What are you excited to explore next in your practice?
I’ve always made work of small to moderate scale and I’m becoming more interested in making some larger work. This would give me more scope to see my surfaces on larger canvases. My fascination with wall hung work has been growing for many years and I would like to dive deeper into that.
What do you enjoy about pottery and the pottery community? And how have you seen it
change and evolve over the years?
When I left art collage in 1998 it felt hard to promote yourself as a maker. Taking images getting them processed into slides or prints and posting them physically to galleries was pretty much the only way to get your work seen.
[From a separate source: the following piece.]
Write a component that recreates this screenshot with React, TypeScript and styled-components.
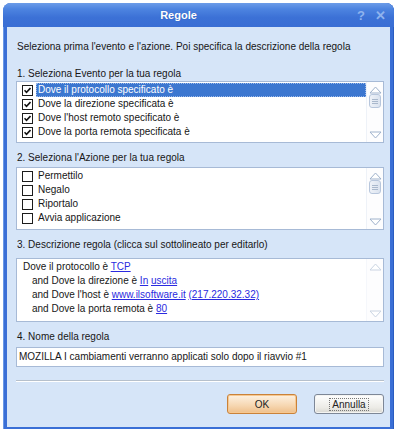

I was lucky to show a few pots at galleries after graduating but that didn’t gain much momentum.
When I reemerged self promotion was much more straight forward and getting involved in the ceramic weekenders really helped. Potters seem very keen to share their knowledge and experience.
Who is a maker whose work you love and admire that we should know about but may not
have heard of?
I’ve always enjoyed Petra Steward's making process and pots as well as her husband Jeremy’s pots. I think John Mackenzie makes some interesting wood fired pots. Sandy Lockwood’s surfaces and form are fantastic too.